** Start of SUPPLIED MATERIAL **

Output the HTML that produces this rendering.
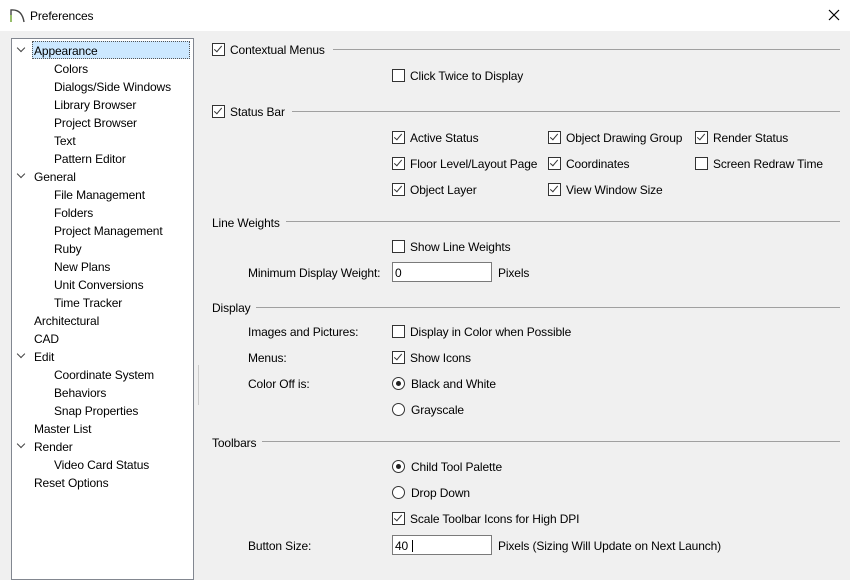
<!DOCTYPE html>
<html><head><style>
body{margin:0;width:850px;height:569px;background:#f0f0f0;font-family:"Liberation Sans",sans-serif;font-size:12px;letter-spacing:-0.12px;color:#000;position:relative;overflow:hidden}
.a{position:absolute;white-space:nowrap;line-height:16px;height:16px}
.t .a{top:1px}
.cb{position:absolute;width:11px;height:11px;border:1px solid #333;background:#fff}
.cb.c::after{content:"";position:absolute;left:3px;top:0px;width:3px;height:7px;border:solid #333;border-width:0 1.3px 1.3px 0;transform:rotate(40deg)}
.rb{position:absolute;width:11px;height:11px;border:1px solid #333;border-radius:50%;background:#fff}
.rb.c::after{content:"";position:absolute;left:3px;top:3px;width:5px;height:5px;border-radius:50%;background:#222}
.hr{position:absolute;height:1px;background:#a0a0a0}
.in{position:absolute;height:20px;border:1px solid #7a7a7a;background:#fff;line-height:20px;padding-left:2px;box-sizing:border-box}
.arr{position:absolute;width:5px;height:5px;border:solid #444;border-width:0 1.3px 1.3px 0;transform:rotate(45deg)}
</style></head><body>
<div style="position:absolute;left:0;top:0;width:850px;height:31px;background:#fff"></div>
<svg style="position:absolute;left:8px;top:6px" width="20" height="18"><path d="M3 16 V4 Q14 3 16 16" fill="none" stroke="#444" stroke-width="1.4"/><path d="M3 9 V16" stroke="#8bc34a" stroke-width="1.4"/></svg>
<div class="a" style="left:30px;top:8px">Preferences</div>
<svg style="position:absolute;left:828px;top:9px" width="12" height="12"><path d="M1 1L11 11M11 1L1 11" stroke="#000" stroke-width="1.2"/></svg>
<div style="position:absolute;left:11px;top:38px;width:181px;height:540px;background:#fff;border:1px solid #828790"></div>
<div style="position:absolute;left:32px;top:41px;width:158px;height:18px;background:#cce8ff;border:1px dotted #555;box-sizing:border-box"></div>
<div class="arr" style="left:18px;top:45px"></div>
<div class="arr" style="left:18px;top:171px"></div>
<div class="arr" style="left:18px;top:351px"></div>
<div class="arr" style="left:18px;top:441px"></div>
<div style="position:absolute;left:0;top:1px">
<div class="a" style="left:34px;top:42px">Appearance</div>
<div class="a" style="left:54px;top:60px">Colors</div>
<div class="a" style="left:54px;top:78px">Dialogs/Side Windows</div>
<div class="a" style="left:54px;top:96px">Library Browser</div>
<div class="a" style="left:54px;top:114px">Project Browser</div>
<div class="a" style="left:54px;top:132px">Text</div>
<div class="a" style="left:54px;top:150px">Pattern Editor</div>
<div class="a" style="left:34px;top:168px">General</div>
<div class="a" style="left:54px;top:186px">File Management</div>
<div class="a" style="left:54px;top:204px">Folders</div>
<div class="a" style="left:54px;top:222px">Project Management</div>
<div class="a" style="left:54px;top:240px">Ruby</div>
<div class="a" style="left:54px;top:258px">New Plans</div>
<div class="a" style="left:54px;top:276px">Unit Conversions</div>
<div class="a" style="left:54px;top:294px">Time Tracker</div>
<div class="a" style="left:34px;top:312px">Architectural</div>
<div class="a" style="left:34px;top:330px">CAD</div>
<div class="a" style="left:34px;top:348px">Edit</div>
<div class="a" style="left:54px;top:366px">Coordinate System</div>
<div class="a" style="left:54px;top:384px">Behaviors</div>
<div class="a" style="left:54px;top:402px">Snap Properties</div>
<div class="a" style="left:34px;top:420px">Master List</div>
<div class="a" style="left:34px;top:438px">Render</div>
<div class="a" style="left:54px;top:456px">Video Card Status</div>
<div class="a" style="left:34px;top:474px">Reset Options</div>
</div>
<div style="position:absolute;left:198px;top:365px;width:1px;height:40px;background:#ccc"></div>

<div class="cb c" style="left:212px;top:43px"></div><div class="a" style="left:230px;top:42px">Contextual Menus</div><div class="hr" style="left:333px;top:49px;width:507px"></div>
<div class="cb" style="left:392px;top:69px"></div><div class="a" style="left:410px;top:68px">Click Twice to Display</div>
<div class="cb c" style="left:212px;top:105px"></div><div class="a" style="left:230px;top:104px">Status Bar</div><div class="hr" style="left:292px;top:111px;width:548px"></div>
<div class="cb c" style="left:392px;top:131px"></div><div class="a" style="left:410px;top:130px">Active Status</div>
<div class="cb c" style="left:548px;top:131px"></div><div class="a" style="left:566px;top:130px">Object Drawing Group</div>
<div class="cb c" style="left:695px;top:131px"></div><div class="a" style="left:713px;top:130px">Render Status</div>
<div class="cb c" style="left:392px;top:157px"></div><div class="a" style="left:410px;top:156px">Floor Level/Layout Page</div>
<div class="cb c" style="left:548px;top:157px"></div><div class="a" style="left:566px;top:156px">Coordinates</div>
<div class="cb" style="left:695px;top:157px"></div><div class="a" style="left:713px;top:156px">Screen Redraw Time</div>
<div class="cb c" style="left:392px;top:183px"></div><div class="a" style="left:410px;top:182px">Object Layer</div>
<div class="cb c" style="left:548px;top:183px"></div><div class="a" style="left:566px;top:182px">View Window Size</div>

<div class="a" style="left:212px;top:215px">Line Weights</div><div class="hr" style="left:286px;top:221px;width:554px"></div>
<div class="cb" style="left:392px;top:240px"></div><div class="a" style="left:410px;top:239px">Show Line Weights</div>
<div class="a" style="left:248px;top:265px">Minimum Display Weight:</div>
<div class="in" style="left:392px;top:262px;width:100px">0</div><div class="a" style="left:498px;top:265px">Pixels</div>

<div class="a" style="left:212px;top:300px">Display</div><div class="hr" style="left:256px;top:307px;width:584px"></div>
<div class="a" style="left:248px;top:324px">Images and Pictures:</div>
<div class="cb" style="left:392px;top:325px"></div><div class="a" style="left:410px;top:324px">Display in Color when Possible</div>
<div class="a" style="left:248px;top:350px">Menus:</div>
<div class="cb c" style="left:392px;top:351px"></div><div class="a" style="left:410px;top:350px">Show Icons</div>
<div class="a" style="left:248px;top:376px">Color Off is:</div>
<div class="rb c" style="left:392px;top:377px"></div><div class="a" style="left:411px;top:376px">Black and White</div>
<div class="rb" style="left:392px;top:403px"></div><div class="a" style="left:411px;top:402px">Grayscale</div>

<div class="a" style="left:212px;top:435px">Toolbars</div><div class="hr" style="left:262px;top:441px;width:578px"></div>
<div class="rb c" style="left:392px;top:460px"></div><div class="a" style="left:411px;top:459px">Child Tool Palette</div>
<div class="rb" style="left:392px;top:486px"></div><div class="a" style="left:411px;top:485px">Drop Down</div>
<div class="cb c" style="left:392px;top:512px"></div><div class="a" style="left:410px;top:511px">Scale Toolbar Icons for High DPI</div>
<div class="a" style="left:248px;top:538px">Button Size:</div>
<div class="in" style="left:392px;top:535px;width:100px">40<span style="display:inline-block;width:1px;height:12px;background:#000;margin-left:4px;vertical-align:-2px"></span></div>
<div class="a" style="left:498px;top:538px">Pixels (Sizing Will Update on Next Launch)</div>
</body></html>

** End of SUPPLIED MATERIAL **

**TASK TO COMPLETE:**
Return all of the data exactly as written, and drop the pictures.

**SOLUTION TO THE PROBLEM:**
Output the HTML that produces this rendering.
<!DOCTYPE html>
<html><head><style>
body{margin:0;width:850px;height:569px;background:#f0f0f0;font-family:"Liberation Sans",sans-serif;font-size:12px;letter-spacing:-0.12px;color:#000;position:relative;overflow:hidden}
.a{position:absolute;white-space:nowrap;line-height:16px;height:16px}
.t .a{top:1px}
.cb{position:absolute;width:11px;height:11px;border:1px solid #333;background:#fff}
.cb.c::after{content:"";position:absolute;left:3px;top:0px;width:3px;height:7px;border:solid #333;border-width:0 1.3px 1.3px 0;transform:rotate(40deg)}
.rb{position:absolute;width:11px;height:11px;border:1px solid #333;border-radius:50%;background:#fff}
.rb.c::after{content:"";position:absolute;left:3px;top:3px;width:5px;height:5px;border-radius:50%;background:#222}
.hr{position:absolute;height:1px;background:#a0a0a0}
.in{position:absolute;height:20px;border:1px solid #7a7a7a;background:#fff;line-height:20px;padding-left:2px;box-sizing:border-box}
.arr{position:absolute;width:5px;height:5px;border:solid #444;border-width:0 1.3px 1.3px 0;transform:rotate(45deg)}
</style></head><body>
<div style="position:absolute;left:0;top:0;width:850px;height:31px;background:#fff"></div>
<svg style="position:absolute;left:8px;top:6px" width="20" height="18"><path d="M3 16 V4 Q14 3 16 16" fill="none" stroke="#444" stroke-width="1.4"/><path d="M3 9 V16" stroke="#8bc34a" stroke-width="1.4"/></svg>
<div class="a" style="left:30px;top:8px">Preferences</div>
<svg style="position:absolute;left:828px;top:9px" width="12" height="12"><path d="M1 1L11 11M11 1L1 11" stroke="#000" stroke-width="1.2"/></svg>
<div style="position:absolute;left:11px;top:38px;width:181px;height:540px;background:#fff;border:1px solid #828790"></div>
<div style="position:absolute;left:32px;top:41px;width:158px;height:18px;background:#cce8ff;border:1px dotted #555;box-sizing:border-box"></div>
<div class="arr" style="left:18px;top:45px"></div>
<div class="arr" style="left:18px;top:171px"></div>
<div class="arr" style="left:18px;top:351px"></div>
<div class="arr" style="left:18px;top:441px"></div>
<div style="position:absolute;left:0;top:1px">
<div class="a" style="left:34px;top:42px">Appearance</div>
<div class="a" style="left:54px;top:60px">Colors</div>
<div class="a" style="left:54px;top:78px">Dialogs/Side Windows</div>
<div class="a" style="left:54px;top:96px">Library Browser</div>
<div class="a" style="left:54px;top:114px">Project Browser</div>
<div class="a" style="left:54px;top:132px">Text</div>
<div class="a" style="left:54px;top:150px">Pattern Editor</div>
<div class="a" style="left:34px;top:168px">General</div>
<div class="a" style="left:54px;top:186px">File Management</div>
<div class="a" style="left:54px;top:204px">Folders</div>
<div class="a" style="left:54px;top:222px">Project Management</div>
<div class="a" style="left:54px;top:240px">Ruby</div>
<div class="a" style="left:54px;top:258px">New Plans</div>
<div class="a" style="left:54px;top:276px">Unit Conversions</div>
<div class="a" style="left:54px;top:294px">Time Tracker</div>
<div class="a" style="left:34px;top:312px">Architectural</div>
<div class="a" style="left:34px;top:330px">CAD</div>
<div class="a" style="left:34px;top:348px">Edit</div>
<div class="a" style="left:54px;top:366px">Coordinate System</div>
<div class="a" style="left:54px;top:384px">Behaviors</div>
<div class="a" style="left:54px;top:402px">Snap Properties</div>
<div class="a" style="left:34px;top:420px">Master List</div>
<div class="a" style="left:34px;top:438px">Render</div>
<div class="a" style="left:54px;top:456px">Video Card Status</div>
<div class="a" style="left:34px;top:474px">Reset Options</div>
</div>
<div style="position:absolute;left:198px;top:365px;width:1px;height:40px;background:#ccc"></div>

<div class="cb c" style="left:212px;top:43px"></div><div class="a" style="left:230px;top:42px">Contextual Menus</div><div class="hr" style="left:333px;top:49px;width:507px"></div>
<div class="cb" style="left:392px;top:69px"></div><div class="a" style="left:410px;top:68px">Click Twice to Display</div>
<div class="cb c" style="left:212px;top:105px"></div><div class="a" style="left:230px;top:104px">Status Bar</div><div class="hr" style="left:292px;top:111px;width:548px"></div>
<div class="cb c" style="left:392px;top:131px"></div><div class="a" style="left:410px;top:130px">Active Status</div>
<div class="cb c" style="left:548px;top:131px"></div><div class="a" style="left:566px;top:130px">Object Drawing Group</div>
<div class="cb c" style="left:695px;top:131px"></div><div class="a" style="left:713px;top:130px">Render Status</div>
<div class="cb c" style="left:392px;top:157px"></div><div class="a" style="left:410px;top:156px">Floor Level/Layout Page</div>
<div class="cb c" style="left:548px;top:157px"></div><div class="a" style="left:566px;top:156px">Coordinates</div>
<div class="cb" style="left:695px;top:157px"></div><div class="a" style="left:713px;top:156px">Screen Redraw Time</div>
<div class="cb c" style="left:392px;top:183px"></div><div class="a" style="left:410px;top:182px">Object Layer</div>
<div class="cb c" style="left:548px;top:183px"></div><div class="a" style="left:566px;top:182px">View Window Size</div>

<div class="a" style="left:212px;top:215px">Line Weights</div><div class="hr" style="left:286px;top:221px;width:554px"></div>
<div class="cb" style="left:392px;top:240px"></div><div class="a" style="left:410px;top:239px">Show Line Weights</div>
<div class="a" style="left:248px;top:265px">Minimum Display Weight:</div>
<div class="in" style="left:392px;top:262px;width:100px">0</div><div class="a" style="left:498px;top:265px">Pixels</div>

<div class="a" style="left:212px;top:300px">Display</div><div class="hr" style="left:256px;top:307px;width:584px"></div>
<div class="a" style="left:248px;top:324px">Images and Pictures:</div>
<div class="cb" style="left:392px;top:325px"></div><div class="a" style="left:410px;top:324px">Display in Color when Possible</div>
<div class="a" style="left:248px;top:350px">Menus:</div>
<div class="cb c" style="left:392px;top:351px"></div><div class="a" style="left:410px;top:350px">Show Icons</div>
<div class="a" style="left:248px;top:376px">Color Off is:</div>
<div class="rb c" style="left:392px;top:377px"></div><div class="a" style="left:411px;top:376px">Black and White</div>
<div class="rb" style="left:392px;top:403px"></div><div class="a" style="left:411px;top:402px">Grayscale</div>

<div class="a" style="left:212px;top:435px">Toolbars</div><div class="hr" style="left:262px;top:441px;width:578px"></div>
<div class="rb c" style="left:392px;top:460px"></div><div class="a" style="left:411px;top:459px">Child Tool Palette</div>
<div class="rb" style="left:392px;top:486px"></div><div class="a" style="left:411px;top:485px">Drop Down</div>
<div class="cb c" style="left:392px;top:512px"></div><div class="a" style="left:410px;top:511px">Scale Toolbar Icons for High DPI</div>
<div class="a" style="left:248px;top:538px">Button Size:</div>
<div class="in" style="left:392px;top:535px;width:100px">40<span style="display:inline-block;width:1px;height:12px;background:#000;margin-left:4px;vertical-align:-2px"></span></div>
<div class="a" style="left:498px;top:538px">Pixels (Sizing Will Update on Next Launch)</div>
</body></html>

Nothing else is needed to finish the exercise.